* Written task
All the data should be repeated exactly. Any image in it is left out.

* Provided data
━━━━━━━━━━━━━━━━━━━━
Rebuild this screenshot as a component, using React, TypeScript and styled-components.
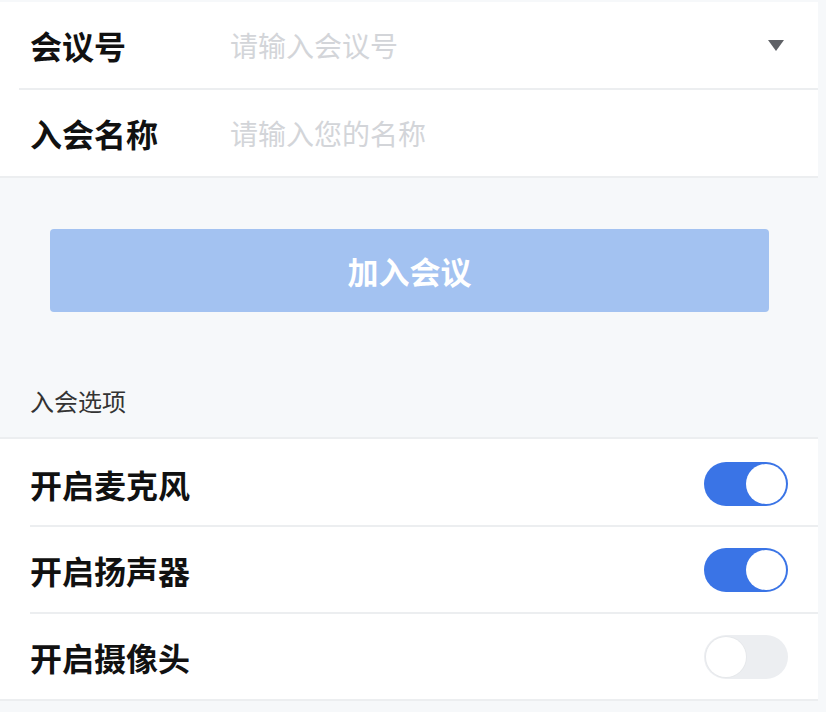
import styled, { createGlobalStyle } from "styled-components";

const GlobalStyle = createGlobalStyle`
    html, body {
        margin: 0;
        padding: 0;
        background: #f6f8fa;
        font-family: "Noto Sans CJK SC", "Noto Sans", sans-serif;
    }
`;

type OptionType = {
    label: string;
    on: boolean;
};

const options: Array<OptionType> = [
    { label: "开启麦克风", on: true },
    { label: "开启扬声器", on: true },
    { label: "开启摄像头", on: false },
];

export default function App() {
    return (
        <>
            <GlobalStyle />
            <Page>
                <Panel>
                    <FieldRow>
                        <Label>会议号</Label>
                        <Input placeholder="请输入会议号" />
                        <Arrow />
                    </FieldRow>
                    <FieldRow>
                        <Label>入会名称</Label>
                        <Input placeholder="请输入您的名称" />
                    </FieldRow>
                </Panel>
                <ButtonArea>
                    <JoinButton>加入会议</JoinButton>
                </ButtonArea>
                <SectionTitle>入会选项</SectionTitle>
                <Panel>
                    {options.map((item, index) => (
                        <OptionRow key={index}>
                            <OptionLabel>{item.label}</OptionLabel>
                            <Switch $on={item.on}>
                                <Knob $on={item.on} />
                            </Switch>
                        </OptionRow>
                    ))}
                </Panel>
            </Page>
        </>
    );
}

const Page = styled.div`
    width: 818px;
    padding-top: 2px;
    min-height: 712px;
    box-sizing: border-box;
`;

const Panel = styled.div`
    background: #ffffff;
    border-bottom: 2px solid #eceef0;
`;

const FieldRow = styled.div`
    display: flex;
    align-items: center;
    height: 86px;
    margin-left: 19px;
    padding-left: 11px;
    padding-right: 34px;
    & + & {
        border-top: 2px solid #eceef0;
    }
`;

const Label = styled.div`
    width: 200px;
    font-size: 32px;
    font-weight: 700;
    color: #111111;
`;

const Input = styled.input`
    flex: 1;
    border: none;
    outline: none;
    background: transparent;
    font-family: inherit;
    font-size: 28px;
    color: #333;
    padding: 0;
    &::placeholder {
        color: #d3d5d9;
    }
`;

const Arrow = styled.div`
    width: 0;
    height: 0;
    border-left: 8px solid transparent;
    border-right: 8px solid transparent;
    border-top: 11px solid #5f6166;
`;

const ButtonArea = styled.div`
    padding: 51px 49px 0 50px;
`;

const JoinButton = styled.div`
    height: 83px;
    border-radius: 4px;
    background: #a3c2f1;
    color: #ffffff;
    font-size: 31px;
    font-weight: 700;
    display: flex;
    align-items: center;
    justify-content: center;
`;

const SectionTitle = styled.div`
    padding: 72px 0 19px 30px;
    font-size: 24px;
    color: #333333;
    line-height: 34px;
    border-bottom: 2px solid #eceef0;
`;

const OptionRow = styled.div`
    display: flex;
    align-items: center;
    justify-content: space-between;
    height: 85px;
    margin-left: 30px;
    padding-right: 30px;
    & + & {
        border-top: 2px solid #eceef0;
    }
    &:first-child {
        padding-top: 3px;
        height: 83px;
    }
`;

const OptionLabel = styled.div`
    font-size: 32px;
    font-weight: 700;
    color: #111111;
`;

const Switch = styled.div<{ $on: boolean }>`
    width: 84px;
    height: 44px;
    border-radius: 22px;
    background: ${(p) => (p.$on ? "#3a74e6" : "#eceef1")};
    display: flex;
    align-items: center;
    justify-content: ${(p) => (p.$on ? "flex-end" : "flex-start")};
    padding: 2px;
    box-sizing: border-box;
`;

const Knob = styled.div<{ $on: boolean }>`
    width: 40px;
    height: 40px;
    border-radius: 50%;
    background: #ffffff;
    box-shadow: ${(p) => (p.$on ? "none" : "0 0 0 1px #e6e8eb")};
`;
━━━━━━━━━━━━━━━━━━━━
* Complete answer
Rebuild this screenshot as a component, using React, TypeScript and styled-components.
import styled, { createGlobalStyle } from "styled-components";

const GlobalStyle = createGlobalStyle`
    html, body {
        margin: 0;
        padding: 0;
        background: #f6f8fa;
        font-family: "Noto Sans CJK SC", "Noto Sans", sans-serif;
    }
`;

type OptionType = {
    label: string;
    on: boolean;
};

const options: Array<OptionType> = [
    { label: "开启麦克风", on: true },
    { label: "开启扬声器", on: true },
    { label: "开启摄像头", on: false },
];

export default function App() {
    return (
        <>
            <GlobalStyle />
            <Page>
                <Panel>
                    <FieldRow>
                        <Label>会议号</Label>
                        <Input placeholder="请输入会议号" />
                        <Arrow />
                    </FieldRow>
                    <FieldRow>
                        <Label>入会名称</Label>
                        <Input placeholder="请输入您的名称" />
                    </FieldRow>
                </Panel>
                <ButtonArea>
                    <JoinButton>加入会议</JoinButton>
                </ButtonArea>
                <SectionTitle>入会选项</SectionTitle>
                <Panel>
                    {options.map((item, index) => (
                        <OptionRow key={index}>
                            <OptionLabel>{item.label}</OptionLabel>
                            <Switch $on={item.on}>
                                <Knob $on={item.on} />
                            </Switch>
                        </OptionRow>
                    ))}
                </Panel>
            </Page>
        </>
    );
}

const Page = styled.div`
    width: 818px;
    padding-top: 2px;
    min-height: 712px;
    box-sizing: border-box;
`;

const Panel = styled.div`
    background: #ffffff;
    border-bottom: 2px solid #eceef0;
`;

const FieldRow = styled.div`
    display: flex;
    align-items: center;
    height: 86px;
    margin-left: 19px;
    padding-left: 11px;
    padding-right: 34px;
    & + & {
        border-top: 2px solid #eceef0;
    }
`;

const Label = styled.div`
    width: 200px;
    font-size: 32px;
    font-weight: 700;
    color: #111111;
`;

const Input = styled.input`
    flex: 1;
    border: none;
    outline: none;
    background: transparent;
    font-family: inherit;
    font-size: 28px;
    color: #333;
    padding: 0;
    &::placeholder {
        color: #d3d5d9;
    }
`;

const Arrow = styled.div`
    width: 0;
    height: 0;
    border-left: 8px solid transparent;
    border-right: 8px solid transparent;
    border-top: 11px solid #5f6166;
`;

const ButtonArea = styled.div`
    padding: 51px 49px 0 50px;
`;

const JoinButton = styled.div`
    height: 83px;
    border-radius: 4px;
    background: #a3c2f1;
    color: #ffffff;
    font-size: 31px;
    font-weight: 700;
    display: flex;
    align-items: center;
    justify-content: center;
`;

const SectionTitle = styled.div`
    padding: 72px 0 19px 30px;
    font-size: 24px;
    color: #333333;
    line-height: 34px;
    border-bottom: 2px solid #eceef0;
`;

const OptionRow = styled.div`
    display: flex;
    align-items: center;
    justify-content: space-between;
    height: 85px;
    margin-left: 30px;
    padding-right: 30px;
    & + & {
        border-top: 2px solid #eceef0;
    }
    &:first-child {
        padding-top: 3px;
        height: 83px;
    }
`;

const OptionLabel = styled.div`
    font-size: 32px;
    font-weight: 700;
    color: #111111;
`;

const Switch = styled.div<{ $on: boolean }>`
    width: 84px;
    height: 44px;
    border-radius: 22px;
    background: ${(p) => (p.$on ? "#3a74e6" : "#eceef1")};
    display: flex;
    align-items: center;
    justify-content: ${(p) => (p.$on ? "flex-end" : "flex-start")};
    padding: 2px;
    box-sizing: border-box;
`;

const Knob = styled.div<{ $on: boolean }>`
    width: 40px;
    height: 40px;
    border-radius: 50%;
    background: #ffffff;
    box-shadow: ${(p) => (p.$on ? "none" : "0 0 0 1px #e6e8eb")};
`;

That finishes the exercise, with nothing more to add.